Schneider Electric has introduced a new set of liquid cooling solutions to address the increasing demands of hyperscale, colocation, and high-density data centers driven by artificial intelligence (AI) and high-performance computing.

The move comes after the company acquired a controlling stake in Motivair earlier this year. The expanded range includes coolant distribution units (CDUs), rear door heat exchangers, heat dissipation units, cold plates, chillers, and related software and services. The solutions are designed to handle rising power densities in AI data centers, where chips are generating more heat and workloads are becoming more complex.

Industry analysts note that cooling can account for up to 40% of a data center’s power consumption.

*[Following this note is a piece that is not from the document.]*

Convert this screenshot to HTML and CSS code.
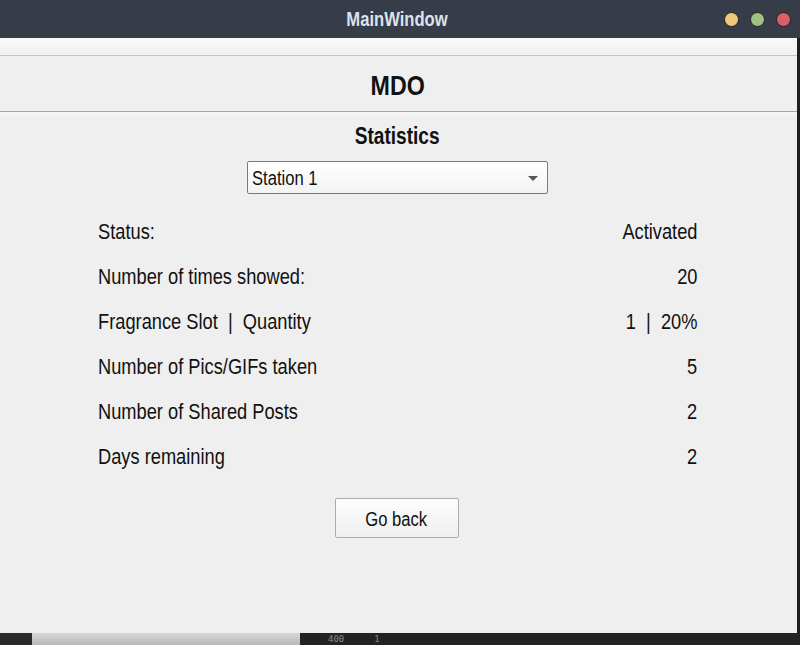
FILE: index.html
```html
<!DOCTYPE html>
<html>
<head>
<meta charset="utf-8">
<link rel="stylesheet" href="styles.css">
</head>
<body>
<div class="screen">
  <div class="titlebar">
    <span class="title nc">MainWindow</span>
    <div class="lights">
      <span class="light yellow"></span>
      <span class="light green"></span>
      <span class="light red"></span>
    </div>
  </div>
  <div class="main">
    <div class="window">
      <div class="menubar"></div>
      <div class="header"><span class="nc">MDO</span></div>
      <div class="content">
        <div class="subtitle"><span class="nc">Statistics</span></div>
        <div class="combo">
          <span class="nl">Station 1</span>
          <span class="arrow"></span>
        </div>
        <div class="rows">
          <div class="row"><span class="nl">Status:</span><span class="nr">Activated</span></div>
          <div class="row"><span class="nl">Number of times showed:</span><span class="nr">20</span></div>
          <div class="row"><span class="nl">Fragrance Slot&nbsp; |&nbsp; Quantity</span><span class="nr">1&nbsp; |&nbsp; 20%</span></div>
          <div class="row"><span class="nl">Number of Pics/GIFs taken</span><span class="nr">5</span></div>
          <div class="row"><span class="nl">Number of Shared Posts</span><span class="nr">2</span></div>
          <div class="row"><span class="nl">Days remaining</span><span class="nr">2</span></div>
        </div>
        <button class="btn"><span class="nc">Go back</span></button>
      </div>
    </div>
    <div class="edge"></div>
  </div>
  <div class="bottom">
    <div class="b-left"></div>
    <div class="b-track"></div>
    <div class="b-num">400</div>
    <div class="b-one">1</div>
  </div>
</div>
</body>
</html>
```
FILE: styles.css
```css
* { box-sizing: border-box; }
html, body { margin: 0; padding: 0; }
body {
  width: 800px;
  height: 645px;
  overflow: hidden;
  background: #252525;
  font-family: "Liberation Sans", Arial, sans-serif;
  color: #111;
}
.nc, .nl, .nr {
  display: inline-block;
  transform: scaleX(0.83);
  white-space: nowrap;
}
.nc { transform-origin: center; }
.nl { transform-origin: left center; }
.nr { transform-origin: right center; }
.screen {
  display: flex;
  flex-direction: column;
  height: 645px;
}
.titlebar {
  height: 38px;
  background: #363c48;
  display: flex;
  align-items: center;
  justify-content: center;
  position: relative;
}
.title {
  color: #dde2ea;
  font-weight: bold;
  font-size: 20px;
  margin-right: 6px;
}
.lights {
  position: absolute;
  right: 9px;
  top: 12px;
  display: flex;
  gap: 11px;
}
.light {
  width: 15px;
  height: 15px;
  border-radius: 50%;
  border: 1px solid #1e2128;
}
.yellow { background: #efc97a; }
.green { background: #9fc282; }
.red { background: #d9606a; }
.main {
  flex: 1;
  display: flex;
}
.window {
  flex: 1;
  background: #efefef;
  display: flex;
  flex-direction: column;
}
.edge {
  width: 3px;
  background: #1f1f1f;
}
.menubar {
  height: 18px;
  background: linear-gradient(#f9f9f9, #f1f1f1);
  border-bottom: 1px solid #c4c4c4;
}
.header {
  height: 56px;
  border-bottom: 1px solid #a6a6a6;
  display: flex;
  align-items: center;
  justify-content: center;
  font-weight: bold;
  font-size: 28px;
  padding-top: 4px;
  padding-right: 2px;
}
.content {
  display: flex;
  flex-direction: column;
  align-items: center;
  background: linear-gradient(#f6f6f6 0px, #efefef 6px);
  flex: 1;
}
.subtitle {
  font-weight: bold;
  font-size: 23px;
  margin-top: 9px;
  margin-right: 2px;
  height: 30px;
  line-height: 30px;
}
.combo {
  margin-top: 10px;
  margin-right: 3px;
  width: 301px;
  height: 33px;
  border: 1px solid #4f86ad;
  border-radius: 2px;
  background: linear-gradient(#ffffff, #f3f3f3);
  display: flex;
  align-items: center;
  justify-content: space-between;
  padding: 2px 9px 0 4px;
  font-size: 20px;
}
.arrow {
  width: 0;
  height: 0;
  border-left: 5px solid transparent;
  border-right: 5px solid transparent;
  border-top: 5px solid #555;
}
.rows {
  margin-top: 15px;
  width: 600px;
  margin-right: 2px;
  display: flex;
  flex-direction: column;
}
.row {
  height: 45px;
  display: flex;
  justify-content: space-between;
  align-items: center;
  font-size: 22px;
}
.btn {
  margin-top: 19px;
  margin-right: 4px;
  width: 124px;
  height: 40px;
  border: 1px solid #ababab;
  border-radius: 2px;
  background: linear-gradient(#fdfdfd, #efefef);
  font-family: inherit;
  font-size: 20px;
  color: #111;
  padding: 3px 0 0 0;
}
.bottom {
  height: 12px;
  display: flex;
  background: #232323;
}
.b-left { width: 32px; background: #2a2a2a; }
.b-track {
  width: 268px;
  background: linear-gradient(#d8d8d8, #b8b8b8);
}
.b-num, .b-one {
  color: #8a8a8a;
  font-family: "DejaVu Sans Mono", monospace;
  font-size: 9px;
  line-height: 12px;
  margin-left: 28px;
}
.b-one { margin-left: 30px; }
```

Direct liquid cooling is considerably more efficient than air-based systems, capturing heat directly at the chip level. As rack densities exceed 140 kilowatts, with projections of one megawatt and beyond, liquid cooling is becoming essential.

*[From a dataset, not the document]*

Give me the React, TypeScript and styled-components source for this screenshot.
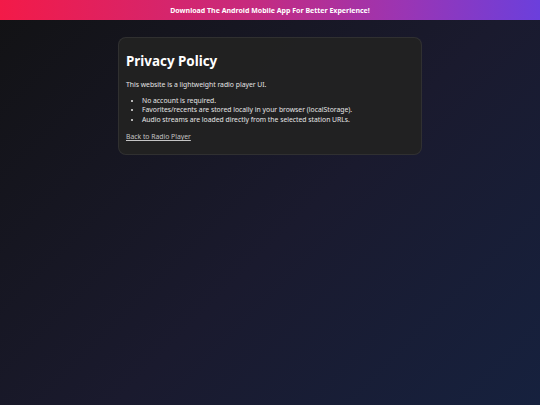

Richard Whitmore, CEO of Motivair by Schneider Electric, said the company’s technology was developed in collaboration with major GPU manufacturers, including NVIDIA. He added that the portfolio is intended to shorten time-to-market and improve returns for customers.

Schneider Electric’s product range covers multiple cooling technologies. Its Coolant Distribution Units (CDUs) scale from 105 kilowatts to 2.5 megawatts and are already deployed in six of the world’s top 10 supercomputers.

The ChilledDoor Heat Exchangers provide rack-agnostic rear-door solutions capable of cooling up to 75 kW, while the compact Heat Dissipation Units (HDUs) deliver air-to-liquid cooling for colocation facilities and labs, supporting up to 132 kW of capacity.

The company also offers Chillers and Technology Cooling Systems, which use closed-loop designs to reduce water consumption and improve performance by up to 20%.

These hardware solutions are complemented by Schneider Electric’s EcoStruxure Software, designed to manage both air and liquid cooling, along with field services supported by more than 600 trained technicians worldwide.

Schneider Electric said its expanded supply chain, with production facilities in the US, Italy, and India, is intended to triple manufacturing output and reduce lead times. All products undergo extensive performance testing before deployment.

“AI is the next technological revolution, and it has undoubtedly made liquid cooling a strategic imperative for data centers and AI Factories,” said Andrew Bradner, Senior Vice President, Cooling Business at Schneider Electric.

Analysts suggest the acquisition positions Schneider Electric as one of the few vendors to provide end-to-end data center infrastructure, from power to cooling systems.

“Liquid cooling has transitioned from a performance enhancer to a fundamental element of modern high-density computing environments,” said Olga Yashkova, Research Manager, Enterprise Workloads and Datacenter Infrastructure, for IDC.